From January 1, 2023, the Banco de Fomento Economico will start operations. For this purpose, the President of the Republic, Guillermo Lasso, signed Executive Decree 406 that gives rise to the new public financial institution that is the result of the merger between the Corporacion Financiera Nacional (CFN) and BanEcuador.

The president of Ecuador, Guillermo Lasso (c), signed the decree of the merger of the CFN and BanEcuador, accompanied by Iván Andrade (d) of BanEcuador-CFN, and Simón Cueva, minister of Economy.

The signing of Decree 406 took place on the afternoon of this Monday, April 25, at the Carondelet Palace, with the presence of Iván Andrade, president of the CFN and BanEcuador boards, and the Minister of Economy and Finance, Simón Cueva.

Andrade stressed that the merger of the CFN with BanEcuador is not about a change of institutional name, but that the objective of the new public bank is the “democratization of credit.” To do this, he said, the focus will be to give greater coverage to those who have had less access to resources to finance their initiatives.

He added that in recent years a small group of 419 companies have benefited from large loans totaling $1.15 billion, which is equivalent to an average of $4 million per company.

On the other hand, the director of the CFN and BanEcuador referred to the trials that are underway to recover the overdue portfolio. “For every tens of millions of dollars we recover from lawsuits we could deliver 100,000 new loans at $10,000 each to the base of the pyramid,” he noted. In addition, he said that with each million dollars saved in operating expenses, 20,000 new credits could be granted for an amount of $5,000 each.

Over the eleven months that the current government has been in office, Andrade indicated that in this time loans have been approved for more than $400 million to 85,000 people. The goal at the end of four years of mandate is to have given loans to 400,000 Ecuadorians.

For his part, President Guillermo Lasso pointed out that the Banco de Fomento Economico will focus on serving especially micro, small and medium-sized companies, “which are the source of income and livelihood for millions of compatriots,” he remarked.

Lasso attacked against the management that the merged institutions have had before his administration. He mentioned that “the CFN credits were not for productive companies, they were loans for friends of the President of the Republic, both (Rafael) Correa and (Lenín) Moreno.”

He assured that there were credits for $100 million granted “to a single person”, which provisions had to be made “to clear the balance”, he said.

“You (Ecuadorians) pay taxes, and those taxes, in the past, have been misused to give credits to the cronies of the former presidents of the Republic,” Lasso insisted.

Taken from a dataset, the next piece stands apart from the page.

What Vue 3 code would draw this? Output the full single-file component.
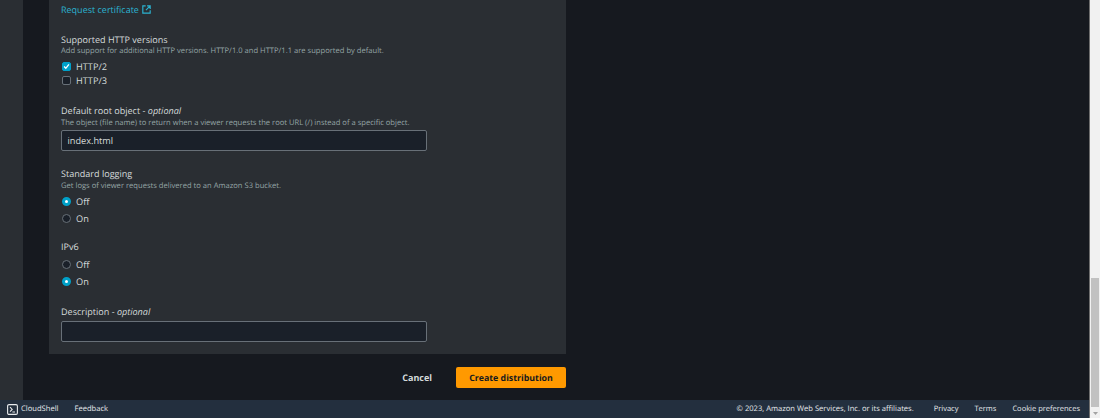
<script setup>
const httpVersions = [
  { label: 'HTTP/2', checked: true },
  { label: 'HTTP/3', checked: false }
]
const logging = [
  { label: 'Off', checked: true },
  { label: 'On', checked: false }
]
const ipv6 = [
  { label: 'Off', checked: false },
  { label: 'On', checked: true }
]
</script>

<template>
  <div class="page">
    <div class="window">
      <main class="main">
        <div class="nav"></div>
        <div class="content">
          <section class="card">
            <a class="link">Request certificate
              <svg class="ext" viewBox="0 0 11 11" width="11" height="11" fill="none" stroke="currentColor" stroke-width="1.4">
                <path d="M4.5 1H1v9h9V6.5" />
                <path d="M6.2 1H10v3.8M10 1 4.8 6.2" />
              </svg>
            </a>

            <div class="field http">
              <div class="label">Supported HTTP versions</div>
              <div class="desc">Add support for additional HTTP versions. HTTP/1.0 and HTTP/1.1 are supported by default.</div>
              <div class="checks">
                <div v-for="item in httpVersions" :key="item.label" class="check-row">
                  <span class="box" :class="{ on: item.checked }">
                    <svg v-if="item.checked" viewBox="0 0 9 9" width="9" height="9" fill="none" stroke="#fff" stroke-width="1.7">
                      <path d="M1.4 4.6 3.6 6.8 7.6 1.8" />
                    </svg>
                  </span>
                  <span class="opt">{{ item.label }}</span>
                </div>
              </div>
            </div>

            <div class="field root">
              <div class="label">Default root object - <i>optional</i></div>
              <div class="desc">The object (file name) to return when a viewer requests the root URL (/) instead of a specific object.</div>
              <div class="input">index.html</div>
            </div>

            <div class="field logging">
              <div class="label">Standard logging</div>
              <div class="desc">Get logs of viewer requests delivered to an Amazon S3 bucket.</div>
              <div class="radios">
                <div v-for="item in logging" :key="item.label" class="radio-row">
                  <span class="radio" :class="{ on: item.checked }"></span>
                  <span class="opt">{{ item.label }}</span>
                </div>
              </div>
            </div>

            <div class="field ipv6">
              <div class="label">IPv6</div>
              <div class="radios">
                <div v-for="item in ipv6" :key="item.label" class="radio-row">
                  <span class="radio" :class="{ on: item.checked }"></span>
                  <span class="opt">{{ item.label }}</span>
                </div>
              </div>
            </div>

            <div class="field description">
              <div class="label">Description - <i>optional</i></div>
              <div class="input empty"></div>
            </div>
          </section>

          <div class="actions">
            <span class="cancel">Cancel</span>
            <span class="primary">Create distribution</span>
          </div>
        </div>
      </main>

      <footer class="footer">
        <div class="foot-left">
          <svg class="shell" viewBox="0 0 11 11" width="11" height="11" fill="none" stroke="#e6e9ec">
            <rect x=".6" y=".6" width="9.8" height="9.8" rx="1.4" stroke-width="1.1" />
            <path d="M3 3.2 5.2 5.4 3 7.6M5.4 8h2.6" stroke-width="1.1" />
          </svg>
          <span class="cloud">CloudShell</span>
          <span class="feedback">Feedback</span>
        </div>
        <div class="foot-right">
          <span class="copy">© 2023, Amazon Web Services, Inc. or its affiliates.</span>
          <span>Privacy</span>
          <span>Terms</span>
          <span>Cookie preferences</span>
        </div>
      </footer>
    </div>

    <div class="scrollbar">
      <div class="thumb"></div>
      <svg class="arrow" viewBox="0 0 5 3" width="5" height="3"><path d="M0 0h5L2.5 3z" fill="#a3a3a3" /></svg>
    </div>
  </div>
</template>

<style>
html, body { margin: 0; background: #16191f; }
</style>

<style scoped>
.page {
  width: 1100px;
  height: 418px;
  display: flex;
  overflow: hidden;
  font-family: "Open Sans", "Noto Sans", sans-serif;
  text-rendering: geometricPrecision;
  color: #d5dbdb;
}
.window {
  flex: 1;
  min-width: 0;
  display: flex;
  flex-direction: column;
}
.main {
  flex: 1;
  display: flex;
  min-height: 0;
  background: #16191f;
}
.nav {
  width: 23px;
  background: #2a2e33;
}
.content {
  width: 517px;
  margin-left: 26px;
}
.card {
  height: 354px;
  box-sizing: border-box;
  background: #2a2e33;
  padding: 3px 12px 0;
  display: flex;
  flex-direction: column;
  align-items: flex-start;
}
.link {
  color: #2bb3d1;
  font-size: 9px;
  line-height: 13px;
  display: flex;
  align-items: center;
  gap: 3px;
}
.ext { width: 9px; height: 9px; }
.field { width: 100%; }
.label {
  font-size: 9.05px;
  line-height: 13px;
  color: #d5dbdb;
}
.desc {
  margin-top: 1px;
  font-size: 7.6px;
  line-height: 11px;
  color: #95a5a6;
}
.http { margin-top: 17px; }
.http .desc { margin-top: 0; }
.checks { margin-top: 4px; display: flex; flex-direction: column; gap: 3px; }
.check-row, .radio-row {
  display: flex;
  align-items: center;
  height: 11px;
}
.box {
  width: 9px;
  height: 9px;
  box-sizing: border-box;
  border: 1px solid #687078;
  border-radius: 2px;
  background: #1a2029;
  margin: 0 5.5px 0 0.5px;
  display: flex;
  align-items: center;
  justify-content: center;
}
.box.on { background: #00a1c9; border-color: #00a1c9; }
.opt { font-size: 9.2px; line-height: 11px; color: #d5dbdb; }
.root { margin-top: 18px; }
.input {
  margin-top: 0.5px;
  width: 365.5px;
  height: 21px;
  box-sizing: border-box;
  border: 1px solid #687078;
  border-radius: 2px;
  background: #1a2029;
  font-size: 9.2px;
  line-height: 19px;
  padding-left: 5.5px;
  color: #d5dbdb;
}
.logging { margin-top: 16px; }
.radios { margin-top: 4px; display: flex; flex-direction: column; gap: 6px; }
.radio {
  width: 9px;
  height: 9px;
  box-sizing: border-box;
  border: 1px solid #687078;
  border-radius: 50%;
  background: #1a2029;
  margin: 0 5.5px 0 0.5px;
}
.radio.on { border: 3px solid #00a1c9; background: #fff; }
.ipv6 { margin-top: 16px; }
.ipv6 .radios { margin-top: 6px; }
.description { margin-top: 18px; }
.description .input { margin-top: 3px; }
.actions {
  display: flex;
  justify-content: flex-end;
  align-items: center;
  margin-top: 13px;
}
.cancel {
  font-size: 9px;
  font-weight: 700;
  color: #d5dbdb;
  margin-right: 24px;
}
.primary {
  width: 110px;
  height: 21px;
  box-sizing: border-box;
  background: #ff9900;
  border-radius: 2px;
  font-size: 8.8px;
  font-weight: 700;
  color: #16191f;
  display: flex;
  align-items: center;
  justify-content: center;
}
.footer {
  height: 18px;
  background: #232f3e;
  color: #e6e9ec;
  font-size: 7.5px;
  display: flex;
  justify-content: space-between;
  align-items: center;
}
.foot-left { display: flex; align-items: center; padding-left: 7px; }
.cloud { margin-left: 3px; font-size: 7.6px; }
.feedback { margin-left: 16px; font-size: 7.6px; }
.foot-right { display: flex; gap: 16px; padding-right: 9px; }
.copy { margin-right: 4px; font-size: 7.6px; }
.scrollbar {
  width: 11px;
  position: relative;
  background: #f1f1f1;
  border-left: 1px solid #6e6e6e;
  box-sizing: border-box;
}
.thumb {
  position: absolute;
  left: 1px;
  right: 1px;
  top: 278px;
  height: 129px;
  background: #c1c1c1;
}
.arrow { position: absolute; left: 3px; bottom: 3px; }
</style>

He cited as examples of these alleged irregularities the case of a hotel in Manta that received a credit for $30 million and that has now been seized by the CFN to pressure the recovery of that money. Another case pointed out by the president has to do with the La Clementina farm, which obtained nearly $100 million, whose operation has been declared expired.

Lasso defended that in his government financing has been delivered to more than 16,000 citizens in 90 days, totaling around $60 million.

The creation of the new public bank will allow annual savings of $25 million, he stated. He urged the Superintendence of Banks to carry out the pertinent controls. “No more credits linked to political power, linked to the personal interest of the President of the Republic,” he emphasized.

The president also pointed out that there are around 100 coercive lawsuits in processes for approximately $400 million. In this sense, he commissioned Andrade to recover the resources and carry out investigations to present to the Prosecutor’s Office the possible links that existed between the officials of the time and the subjects who received the loans.

The Banco de Fomento Economico will begin operations with assets valued at $5,000 million, Lasso reported. In addition, it will have $1.8 billion of funds available for loans and will have an equity of $1.6 billion. (I)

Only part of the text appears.